Diamond sports and numbers coalesce like no other.
With the wealth of data, coaches, fans and journalists alike have incredible amounts of information and technology about players. Oregon softball even has a machine that simulates their next opposing pitchers’ deliveries. The numbers, the data and the technology tell the story: how to evaluate a player, where they should bat and so on.
Then, there are catchers, one position where sometimes, the numbers can’t tell the story.
Coaches can look at a player’s offensive output, and track their ability to throw out runners, but in other areas of the game — pitch framing, game managing and immeasurable confidence — catchers’ value remains hard to gauge.
Emma Cox is becoming one of those catchers for the Oregon softball team.
“I thought she did a really nice job,” Oregon head coach Melyssa Lombardi said of Cox after she was the first of three Ducks in a row to receive Big Ten Freshman of the Week honors. “I love the way she swung the bat. I think she does a really great job working with our pitchers, and just what she does behind the plate.”
The numbers back up Cox’s performance too — through her first 17 collegiate games, Cox tallied a .354 batting average, four homers and threw out a pair of runners.
“I would say I wasn’t expecting to do as well as I did,” Cox said after the first weekend of the season. “But I got to this place where I was like, ‘you know, good or bad, we’re not going to worry about the outcome’. I’m going to focus on what I can control, and whatever happens, happens.”
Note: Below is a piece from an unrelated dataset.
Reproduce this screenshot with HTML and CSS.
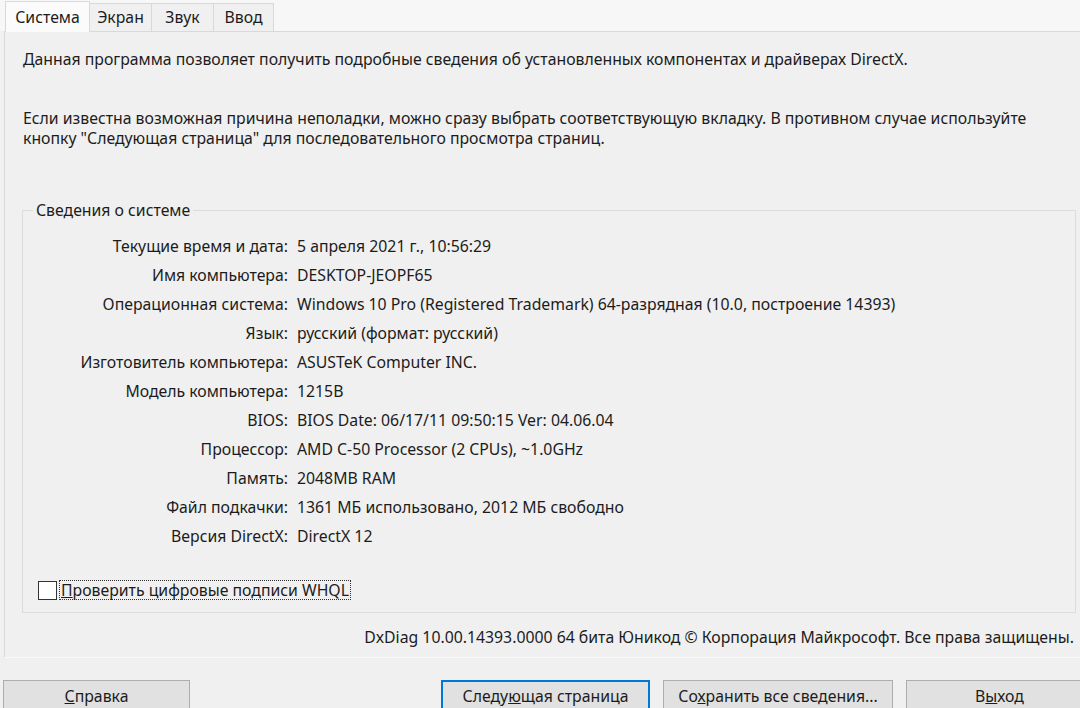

But, a catcher’s true value sometimes comes in their relationship with their pitchers — something Cox has excelled at in her early career.
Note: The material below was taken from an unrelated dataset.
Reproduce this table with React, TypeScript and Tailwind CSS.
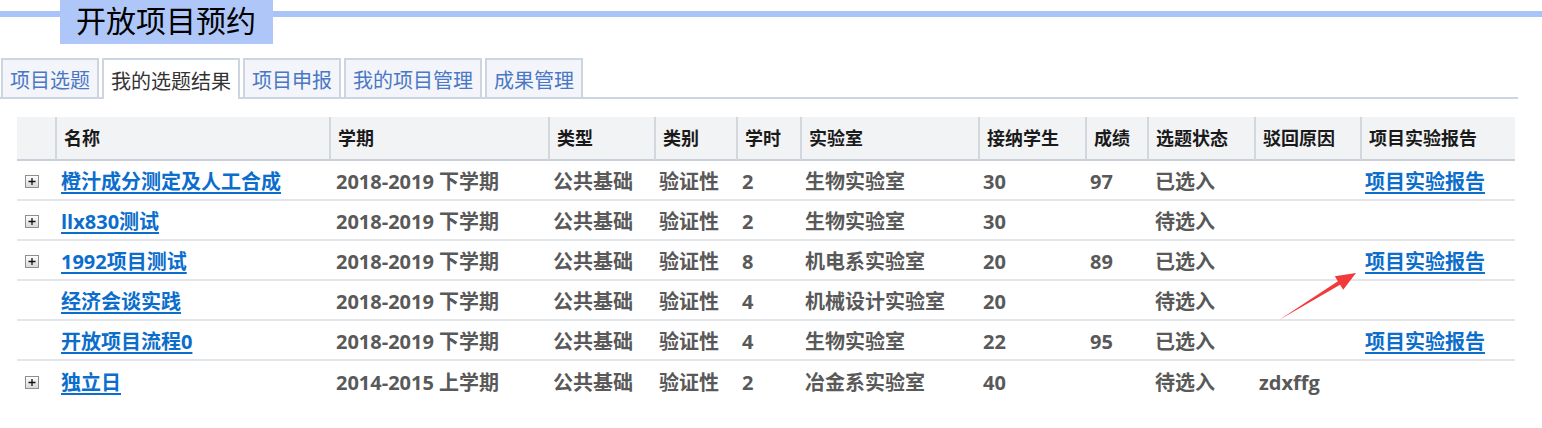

“I love our pitchers a lot,” Cox said. “They are grinders and they want to win. So, I felt like it was super easy with me coming in because they made me feel so comfortable and I have a great relationship with all of them.”
It hasn’t all been smooth sailing for Cox, not with the backstop missing almost the entirety of the Oregon Classic after suffering an injury on a deflected foul ball in the first game. Still, with a return to play likely, and Cox emerging as a dependable force behind the dish and at the plate, the sky’s the limit for the Thornton, Colorado native.
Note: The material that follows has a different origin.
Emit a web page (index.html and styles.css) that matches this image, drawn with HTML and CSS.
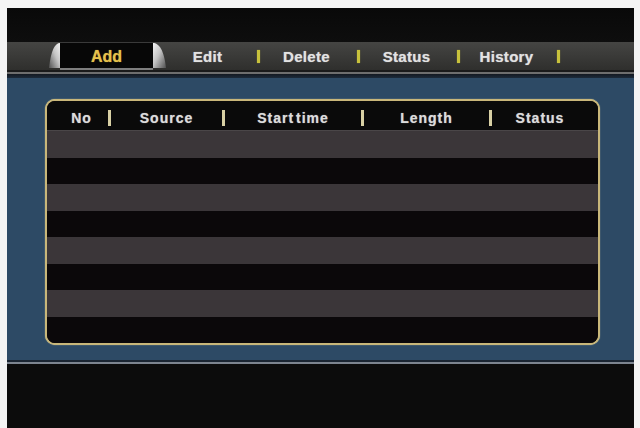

After a combined five seasons of All-Conference-level play from both Terra McGowan and Emma Kauf, Lombardi entered the season without certainty of what the Ducks’ future behind the plate would look like. Then, Cox entered the scene.
But adding Cox to a lauded freshman group has certainly added some clarity to the team’s plans behind the plate in 2025.
“It’s so exciting to see what they are doing,” associate head coach Sam Marder said of the freshman class. “They are taking on a huge load, and a lot of times as freshmen, what people are now starting to expect of them is incredible… I don’t know if people are recognizing enough how special what this freshman class is doing.”
Michael Hathaway • Mar 17, 2025 at 7:45 pm
I just love this Freshman class. Having the huge turnover from last year to this year, I had this wait and see mentality but man, these ladies are very gifted softball players and Emma quickly became my one of my favorites because of her defensive skills and being tall and a great wing span, not many balls get by her and her bat was on fire until her injury but, her game will turn heads! I can’t wait to see her back behind the plate again!